Profiting from a foot massage: this is how!


1. Each foot on its own

The acclimatisation phase, when a person learns to use the roller while playing the violin or viola, can for instance be structured as follows. First shift your chair to the desired place and slip a roller under your foot. Starting slowly, try to perform the backwards and forwards motion in time with the beat, such as in quavers or crotchets. Once your foot is accustomed to rolling, simply put the instrument to your neck and follow the beat. If the player feels fine with that, the roller should be placed under the other foot and the procedure repeated.

2. With both feet

Now both feet can be used at the same time. Initially without any instrument. As soon as you feel fine with this slowly begin playing along to the beat. Once that has been accomplished the fun of experimenting can begin: for instance, you can move your feet in opposite directions or in different rhythms. They can move in synch or out of synch with the violin, and with that the player can begin to adjust their movements to the phrasing.

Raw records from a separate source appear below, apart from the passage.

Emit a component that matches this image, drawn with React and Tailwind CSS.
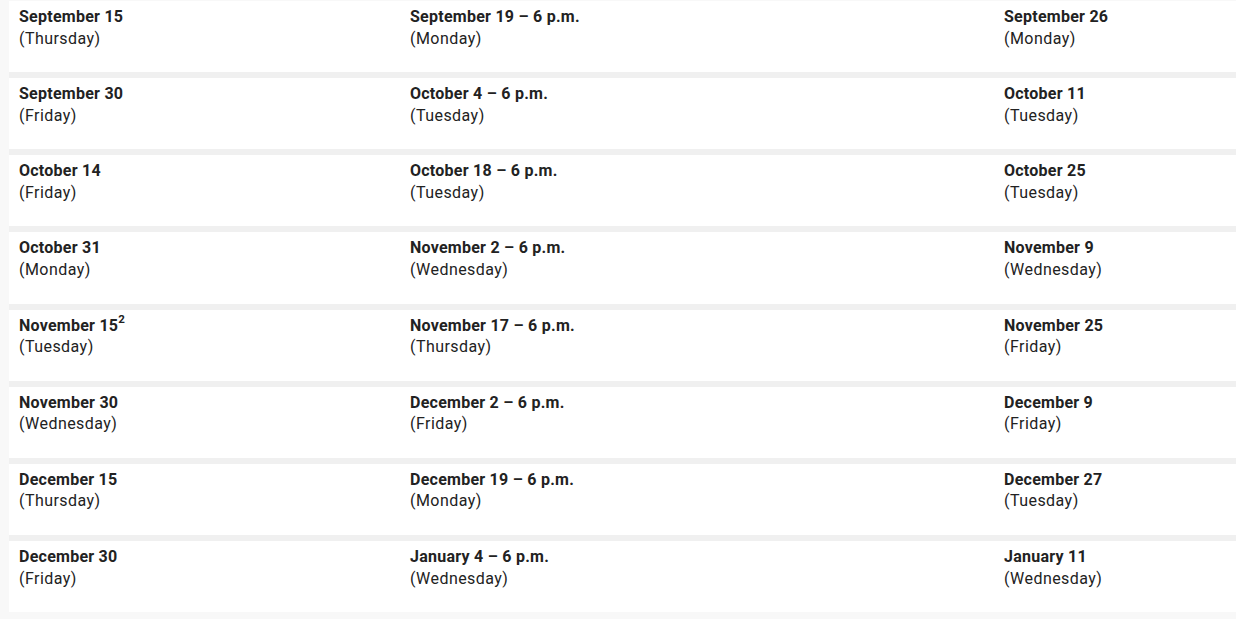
import React from "react";

const rows = [
  [["September 15", "Thursday"], ["September 19 – 6 p.m.", "Monday"], ["September 26", "Monday"]],
  [["September 30", "Friday"], ["October 4 – 6 p.m.", "Tuesday"], ["October 11", "Tuesday"]],
  [["October 14", "Friday"], ["October 18 – 6 p.m.", "Tuesday"], ["October 25", "Tuesday"]],
  [["October 31", "Monday"], ["November 2 – 6 p.m.", "Wednesday"], ["November 9", "Wednesday"]],
  [["November 15", "Tuesday", "2"], ["November 17 – 6 p.m.", "Thursday"], ["November 25", "Friday"]],
  [["November 30", "Wednesday"], ["December 2 – 6 p.m.", "Friday"], ["December 9", "Friday"]],
  [["December 15", "Thursday"], ["December 19 – 6 p.m.", "Monday"], ["December 27", "Tuesday"]],
  [["December 30", "Friday"], ["January 4 – 6 p.m.", "Wednesday"], ["January 11", "Wednesday"]],
];

function Cell({ c }) {
  return (
    <div className="px-[10px] pt-[5px]">
      <div className="font-bold tracking-[0.25px]">
        {c[0]}
        {c[2] && (
          <span className="relative -top-[8px] text-[11.5px] font-bold leading-none tracking-normal">{c[2]}</span>
        )}
      </div>
      <div className="tracking-[0.45px] mt-[0.6px]">({c[1]})</div>
    </div>
  );
}

export default function App() {
  return (
    <div
      className="w-[1236px] h-[619px] bg-[#f8f8f8] pl-[9px] pt-[1px] text-[16px] leading-[21px] text-[#222]"
      style={{ fontFamily: "Roboto, 'Liberation Sans', sans-serif" }}
    >
      <div className="flex flex-col gap-[6px] bg-[#f0f0f0]">
        {rows.map((r, i) => (
          <div key={i} className="grid grid-cols-[391px_594px_1fr] h-[71.15px] bg-white">
            {r.map((c, j) => (
              <Cell key={j} c={c} />
            ))}
          </div>
        ))}
      </div>
    </div>
  );
}
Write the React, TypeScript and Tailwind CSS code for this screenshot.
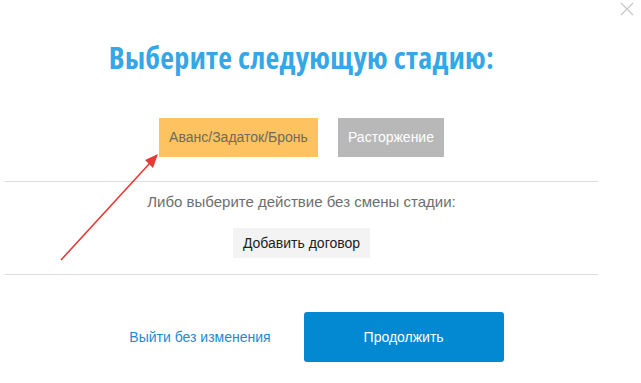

The difference is enormous: use a roller while practising and not only are your feet massaged but your entire body relaxes. And all the time your can focus on different musical parameters such as the phrasing or a particular rhythm.

For teachers who want to ensure their pupils have a good posture, right into old age, the rollers are an excellent means. What's more, they are small and fit into every bag.


Massaging feet during tuition: right from the start

Laura loves to face a rhythmic challenge when practising her viola. She has played viola for half a year and began right from the start to roll different rhythms with her feet. Particularly recommendable for beginners is to first pluck the strings, which helps create independence between the feet and hands. Once this has been done, children can set up two different rhythms with their feet and at the same time play or pluck a melody.

Laura has a rhythm book on her music stand with two different rhythm staves. Here she is practising – also with her foot – to perform the lower stave rhythmically with the roller and the upper stave with left-handed pizzicato. One can clearly see in the photos that she is using her whole foot to roll with. One can also profit from this as a teacher. It is always important for children to join in. And almost incidentally one can use the time to relax.

Cellists profit just as much as high string players

The rollers can also be used to great effect for cello playing. It is important here to realise that one can also make slightly smaller movements at first. Everything must find its own level and once again independence should first be established between the hands and feet. Once this independence has been established cellists are likewise free to experiment.

It is ideal if one combines the roller for cello playing with a Mini Ballkissen®Kids, which ensures the correct placement of the feet while leaving the legs mobile.